-- BEGIN GIVEN INFORMATION --
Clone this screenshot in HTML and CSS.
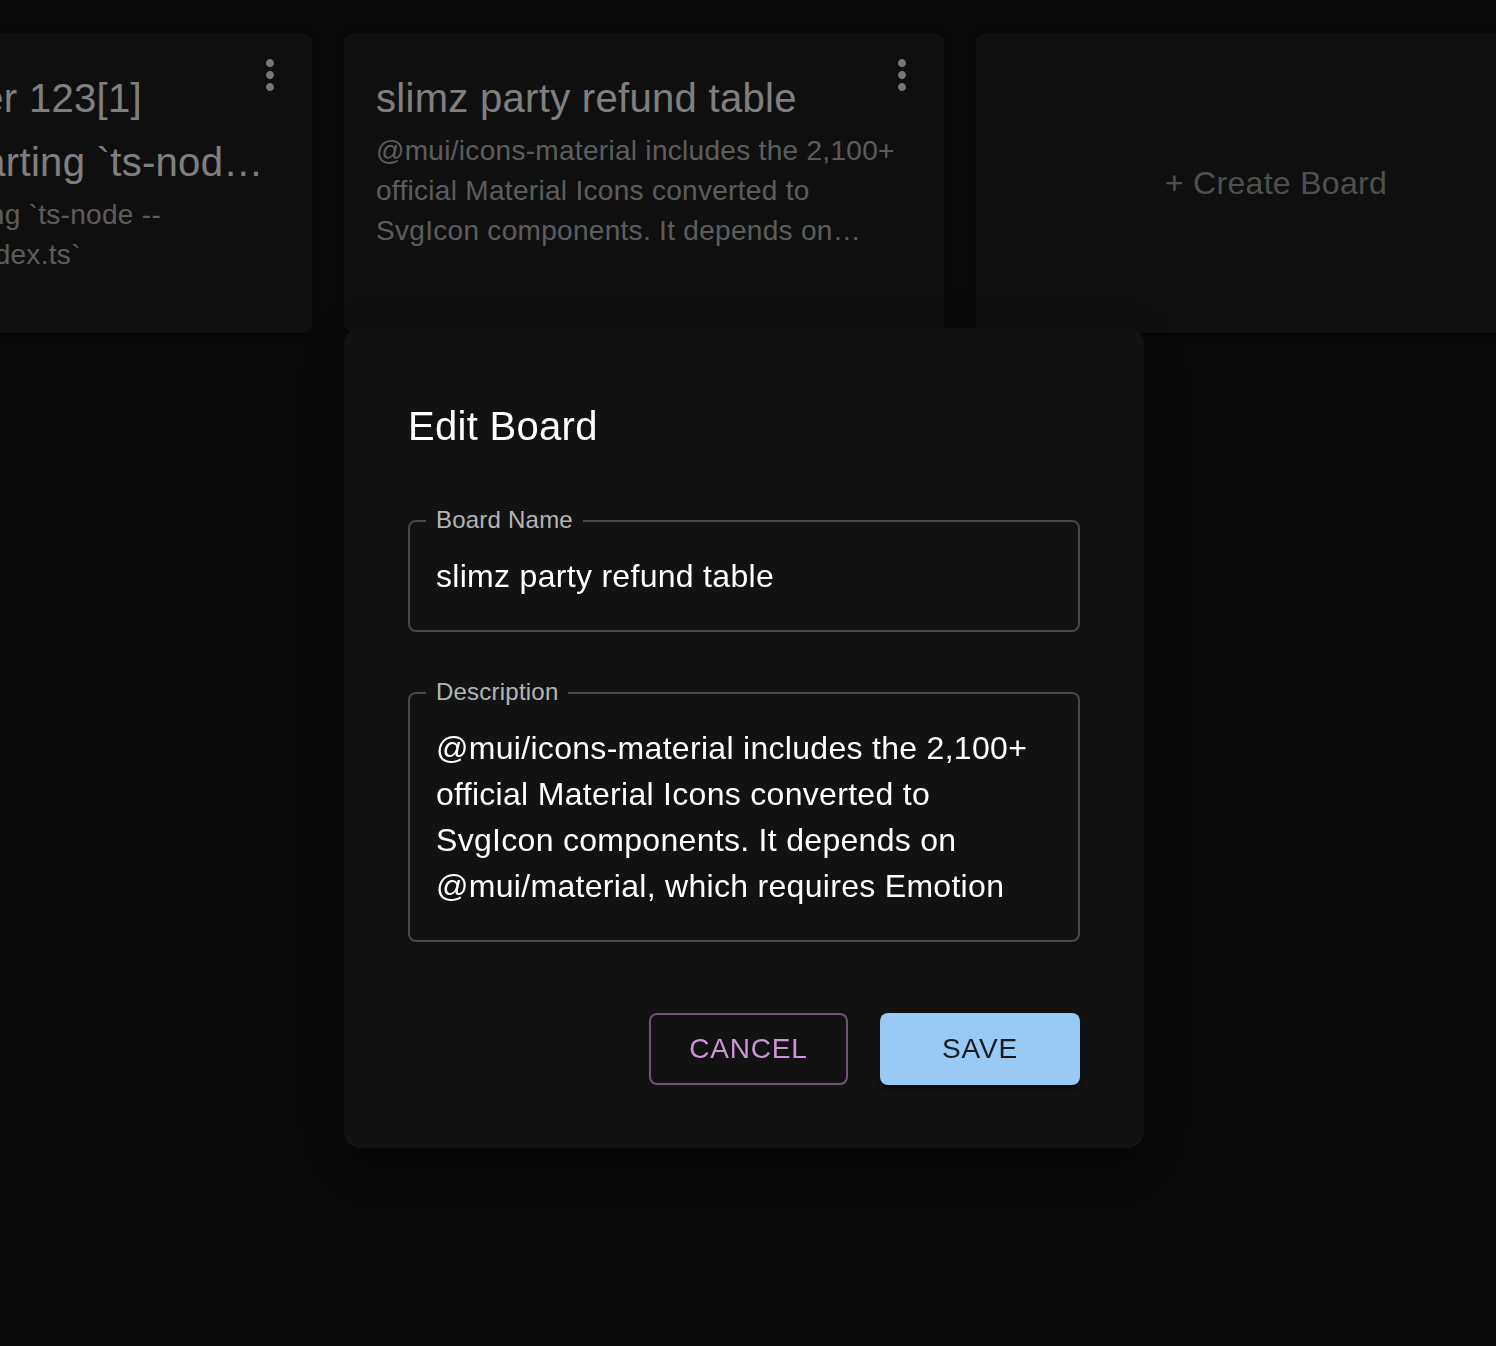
FILE: index.html
```html
<!DOCTYPE html>
<html lang="en">
<head>
<meta charset="utf-8">
<title>Boards – Edit Board</title>
<link rel="stylesheet" href="styles.css">
</head>
<body>
<main class="page">
  <section class="board-row" id="boardRow">
    <article class="board-card">
      <button class="card-menu" type="button" aria-label="More options">
        <svg viewBox="0 0 24 24" aria-hidden="true"><path d="M12 8c1.1 0 2-.9 2-2s-.9-2-2-2-2 .9-2 2 .9 2 2 2zm0 2c-1.1 0-2 .9-2 2s.9 2 2 2 2-.9 2-2-.9-2-2-2zm0 6c-1.1 0-2 .9-2 2s.9 2 2 2 2-.9 2-2-.9-2-2-2z"/></svg>
      </button>
      <h2 class="card-title">Project Tracker 123[1] Debugging starting `ts-nod…</h2>
      <p class="card-desc">Chokes when running `ts-node --transpileOnly dist/index.ts`</p>
    </article>
    <article class="board-card">
      <button class="card-menu" type="button" aria-label="More options">
        <svg viewBox="0 0 24 24" aria-hidden="true"><path d="M12 8c1.1 0 2-.9 2-2s-.9-2-2-2-2 .9-2 2 .9 2 2 2zm0 2c-1.1 0-2 .9-2 2s.9 2 2 2 2-.9 2-2-.9-2-2-2zm0 6c-1.1 0-2 .9-2 2s.9 2 2 2 2-.9 2-2-.9-2-2-2z"/></svg>
      </button>
      <h2 class="card-title">slimz party refund table</h2>
      <p class="card-desc">@mui/icons-material includes the 2,100+ official Material Icons converted to SvgIcon components. It depends on @mui/material, which requires Emotion</p>
    </article>
    <button class="board-card create-card" type="button">+ Create Board</button>
  </section>
</main>

<div class="backdrop"></div>
<div class="dialog-layer" role="presentation">
  <div class="dialog" role="dialog" aria-labelledby="dialogTitle">
    <h2 class="dialog-title" id="dialogTitle">Edit Board</h2>
    <div class="field">
      <label class="field-label" for="boardName">Board Name</label>
      <input class="field-input" id="boardName" type="text" value="slimz party refund table">
    </div>
    <div class="field">
      <label class="field-label" for="boardDesc">Description</label>
      <textarea class="field-textarea" id="boardDesc" rows="4">@mui/icons-material includes the 2,100+ official Material Icons converted to SvgIcon components. It depends on @mui/material, which requires Emotion</textarea>
    </div>
    <div class="dialog-actions">
      <button class="btn btn-outline" type="button">CANCEL</button>
      <button class="btn btn-primary" type="button">SAVE</button>
    </div>
  </div>
</div>
<script>document.getElementById('boardRow').scrollLeft = 320;</script>
</body>
</html>
```
FILE: styles.css
```css
* {
  box-sizing: border-box;
}

html,
body {
  margin: 0;
  height: 100%;
}

body {
  background: #121212;
  color: #fff;
  font-family: "Liberation Sans", Arial, Helvetica, sans-serif;
  overflow: hidden;
}

.page {
  height: 100vh;
}

/* Board strip (horizontally scrolled) */
.board-row {
  display: flex;
  gap: 32px;
  padding: 33px 32px;
  overflow-x: auto;
  scrollbar-width: none;
}

.board-row::-webkit-scrollbar {
  display: none;
}

.board-card {
  position: relative;
  flex: 0 0 600px;
  height: 300px;
  margin: 0;
  padding: 33px 32px 32px;
  background: #1e1e1e;
  border-radius: 10px;
  box-shadow: 0 4px 2px -2px rgba(0, 0, 0, 0.2), 0 2px 2px 0 rgba(0, 0, 0, 0.14), 0 2px 6px 0 rgba(0, 0, 0, 0.12);
}

.card-title {
  margin: 0;
  font-size: 40px;
  line-height: 64px;
  font-weight: 400;
  letter-spacing: 0.3px;
  color: #fff;
  display: -webkit-box;
  -webkit-box-orient: vertical;
  -webkit-line-clamp: 2;
  overflow: hidden;
}

.card-desc {
  margin: 1px 0 0;
  font-size: 28px;
  line-height: 40px;
  letter-spacing: 0.3px;
  color: rgba(255, 255, 255, 0.7);
  display: -webkit-box;
  -webkit-box-orient: vertical;
  -webkit-line-clamp: 3;
  overflow: hidden;
}

.card-menu {
  position: absolute;
  top: 18px;
  right: 18px;
  width: 48px;
  height: 48px;
  padding: 0;
  border: 0;
  background: none;
  color: #eeeeee;
}

.card-menu svg {
  display: block;
  width: 48px;
  height: 48px;
  fill: currentColor;
}

.create-card {
  display: flex;
  align-items: center;
  justify-content: center;
  border: 0;
  padding: 0;
  font-family: "Liberation Sans", Arial, Helvetica, sans-serif;
  font-size: 32px;
  letter-spacing: 0.3px;
  color: #9e9e9e;
}

/* Modal */
.backdrop {
  position: fixed;
  inset: 0;
  background: rgba(0, 0, 0, 0.5);
}

.dialog-layer {
  position: fixed;
  inset: 0;
  display: flex;
  justify-content: center;
  align-items: flex-start;
  padding: 328px 8px 0 0;
}

.dialog {
  width: 800px;
  padding: 66px 64px 63px;
  background: #121212;
  border-radius: 16px;
  box-shadow: 0 11px 15px -7px rgba(0, 0, 0, 0.2), 0 24px 38px 3px rgba(0, 0, 0, 0.14), 0 9px 46px 8px rgba(0, 0, 0, 0.12);
}

.dialog-title {
  margin: 0 0 62px;
  font-size: 40px;
  line-height: 64px;
  font-weight: 400;
  letter-spacing: 0.3px;
  color: #fff;
}

.field {
  position: relative;
  border: 2px solid rgba(255, 255, 255, 0.23);
  border-radius: 8px;
}

.field + .field {
  margin-top: 60px;
}

.field-label {
  position: absolute;
  top: -17px;
  left: 16px;
  padding: 0 10px;
  background: #121212;
  font-size: 24px;
  line-height: 30px;
  letter-spacing: 0.22px;
  color: rgba(255, 255, 255, 0.7);
}

.field-input,
.field-textarea {
  display: block;
  width: 100%;
  margin: 0;
  border: 0;
  background: transparent;
  color: #fff;
  font-family: "Liberation Sans", Arial, Helvetica, sans-serif;
  font-size: 32px;
  line-height: 46px;
  letter-spacing: 0.3px;
  outline: none;
}

.field-input {
  height: 108px;
  padding: 0 26px;
}

.field-textarea {
  height: 246px;
  padding: 31px 26px;
  resize: none;
  overflow: hidden;
}

.dialog-actions {
  display: flex;
  justify-content: flex-end;
  gap: 32px;
  margin-top: 71px;
}

.btn {
  height: 72px;
  border-radius: 8px;
  font-family: "Liberation Sans", Arial, Helvetica, sans-serif;
  font-size: 28px;
  letter-spacing: 0.8px;
  padding: 0;
}

.btn-outline {
  width: 199px;
  border: 2px solid rgba(206, 147, 216, 0.5);
  background: transparent;
  color: #ce93d8;
}

.btn-primary {
  width: 200px;
  border: 0;
  background: #99c9f5;
  color: rgba(0, 0, 0, 0.87);
  box-shadow: 0 6px 2px -4px rgba(0, 0, 0, 0.2), 0 4px 4px 0 rgba(0, 0, 0, 0.14), 0 2px 10px 0 rgba(0, 0, 0, 0.12);
}
```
-- END GIVEN INFORMATION --
**WHAT YOU WILL DO**
Reproduce the listing word for word and omit its pictures.

**ANSWER TO THIS PROBLEM**
Clone this screenshot in HTML and CSS.
FILE: index.html
```html
<!DOCTYPE html>
<html lang="en">
<head>
<meta charset="utf-8">
<title>Boards – Edit Board</title>
<link rel="stylesheet" href="styles.css">
</head>
<body>
<main class="page">
  <section class="board-row" id="boardRow">
    <article class="board-card">
      <button class="card-menu" type="button" aria-label="More options">
        <svg viewBox="0 0 24 24" aria-hidden="true"><path d="M12 8c1.1 0 2-.9 2-2s-.9-2-2-2-2 .9-2 2 .9 2 2 2zm0 2c-1.1 0-2 .9-2 2s.9 2 2 2 2-.9 2-2-.9-2-2-2zm0 6c-1.1 0-2 .9-2 2s.9 2 2 2 2-.9 2-2-.9-2-2-2z"/></svg>
      </button>
      <h2 class="card-title">Project Tracker 123[1] Debugging starting `ts-nod…</h2>
      <p class="card-desc">Chokes when running `ts-node --transpileOnly dist/index.ts`</p>
    </article>
    <article class="board-card">
      <button class="card-menu" type="button" aria-label="More options">
        <svg viewBox="0 0 24 24" aria-hidden="true"><path d="M12 8c1.1 0 2-.9 2-2s-.9-2-2-2-2 .9-2 2 .9 2 2 2zm0 2c-1.1 0-2 .9-2 2s.9 2 2 2 2-.9 2-2-.9-2-2-2zm0 6c-1.1 0-2 .9-2 2s.9 2 2 2 2-.9 2-2-.9-2-2-2z"/></svg>
      </button>
      <h2 class="card-title">slimz party refund table</h2>
      <p class="card-desc">@mui/icons-material includes the 2,100+ official Material Icons converted to SvgIcon components. It depends on @mui/material, which requires Emotion</p>
    </article>
    <button class="board-card create-card" type="button">+ Create Board</button>
  </section>
</main>

<div class="backdrop"></div>
<div class="dialog-layer" role="presentation">
  <div class="dialog" role="dialog" aria-labelledby="dialogTitle">
    <h2 class="dialog-title" id="dialogTitle">Edit Board</h2>
    <div class="field">
      <label class="field-label" for="boardName">Board Name</label>
      <input class="field-input" id="boardName" type="text" value="slimz party refund table">
    </div>
    <div class="field">
      <label class="field-label" for="boardDesc">Description</label>
      <textarea class="field-textarea" id="boardDesc" rows="4">@mui/icons-material includes the 2,100+ official Material Icons converted to SvgIcon components. It depends on @mui/material, which requires Emotion</textarea>
    </div>
    <div class="dialog-actions">
      <button class="btn btn-outline" type="button">CANCEL</button>
      <button class="btn btn-primary" type="button">SAVE</button>
    </div>
  </div>
</div>
<script>document.getElementById('boardRow').scrollLeft = 320;</script>
</body>
</html>
```
FILE: styles.css
```css
* {
  box-sizing: border-box;
}

html,
body {
  margin: 0;
  height: 100%;
}

body {
  background: #121212;
  color: #fff;
  font-family: "Liberation Sans", Arial, Helvetica, sans-serif;
  overflow: hidden;
}

.page {
  height: 100vh;
}

/* Board strip (horizontally scrolled) */
.board-row {
  display: flex;
  gap: 32px;
  padding: 33px 32px;
  overflow-x: auto;
  scrollbar-width: none;
}

.board-row::-webkit-scrollbar {
  display: none;
}

.board-card {
  position: relative;
  flex: 0 0 600px;
  height: 300px;
  margin: 0;
  padding: 33px 32px 32px;
  background: #1e1e1e;
  border-radius: 10px;
  box-shadow: 0 4px 2px -2px rgba(0, 0, 0, 0.2), 0 2px 2px 0 rgba(0, 0, 0, 0.14), 0 2px 6px 0 rgba(0, 0, 0, 0.12);
}

.card-title {
  margin: 0;
  font-size: 40px;
  line-height: 64px;
  font-weight: 400;
  letter-spacing: 0.3px;
  color: #fff;
  display: -webkit-box;
  -webkit-box-orient: vertical;
  -webkit-line-clamp: 2;
  overflow: hidden;
}

.card-desc {
  margin: 1px 0 0;
  font-size: 28px;
  line-height: 40px;
  letter-spacing: 0.3px;
  color: rgba(255, 255, 255, 0.7);
  display: -webkit-box;
  -webkit-box-orient: vertical;
  -webkit-line-clamp: 3;
  overflow: hidden;
}

.card-menu {
  position: absolute;
  top: 18px;
  right: 18px;
  width: 48px;
  height: 48px;
  padding: 0;
  border: 0;
  background: none;
  color: #eeeeee;
}

.card-menu svg {
  display: block;
  width: 48px;
  height: 48px;
  fill: currentColor;
}

.create-card {
  display: flex;
  align-items: center;
  justify-content: center;
  border: 0;
  padding: 0;
  font-family: "Liberation Sans", Arial, Helvetica, sans-serif;
  font-size: 32px;
  letter-spacing: 0.3px;
  color: #9e9e9e;
}

/* Modal */
.backdrop {
  position: fixed;
  inset: 0;
  background: rgba(0, 0, 0, 0.5);
}

.dialog-layer {
  position: fixed;
  inset: 0;
  display: flex;
  justify-content: center;
  align-items: flex-start;
  padding: 328px 8px 0 0;
}

.dialog {
  width: 800px;
  padding: 66px 64px 63px;
  background: #121212;
  border-radius: 16px;
  box-shadow: 0 11px 15px -7px rgba(0, 0, 0, 0.2), 0 24px 38px 3px rgba(0, 0, 0, 0.14), 0 9px 46px 8px rgba(0, 0, 0, 0.12);
}

.dialog-title {
  margin: 0 0 62px;
  font-size: 40px;
  line-height: 64px;
  font-weight: 400;
  letter-spacing: 0.3px;
  color: #fff;
}

.field {
  position: relative;
  border: 2px solid rgba(255, 255, 255, 0.23);
  border-radius: 8px;
}

.field + .field {
  margin-top: 60px;
}

.field-label {
  position: absolute;
  top: -17px;
  left: 16px;
  padding: 0 10px;
  background: #121212;
  font-size: 24px;
  line-height: 30px;
  letter-spacing: 0.22px;
  color: rgba(255, 255, 255, 0.7);
}

.field-input,
.field-textarea {
  display: block;
  width: 100%;
  margin: 0;
  border: 0;
  background: transparent;
  color: #fff;
  font-family: "Liberation Sans", Arial, Helvetica, sans-serif;
  font-size: 32px;
  line-height: 46px;
  letter-spacing: 0.3px;
  outline: none;
}

.field-input {
  height: 108px;
  padding: 0 26px;
}

.field-textarea {
  height: 246px;
  padding: 31px 26px;
  resize: none;
  overflow: hidden;
}

.dialog-actions {
  display: flex;
  justify-content: flex-end;
  gap: 32px;
  margin-top: 71px;
}

.btn {
  height: 72px;
  border-radius: 8px;
  font-family: "Liberation Sans", Arial, Helvetica, sans-serif;
  font-size: 28px;
  letter-spacing: 0.8px;
  padding: 0;
}

.btn-outline {
  width: 199px;
  border: 2px solid rgba(206, 147, 216, 0.5);
  background: transparent;
  color: #ce93d8;
}

.btn-primary {
  width: 200px;
  border: 0;
  background: #99c9f5;
  color: rgba(0, 0, 0, 0.87);
  box-shadow: 0 6px 2px -4px rgba(0, 0, 0, 0.2), 0 4px 4px 0 rgba(0, 0, 0, 0.14), 0 2px 10px 0 rgba(0, 0, 0, 0.12);
}
```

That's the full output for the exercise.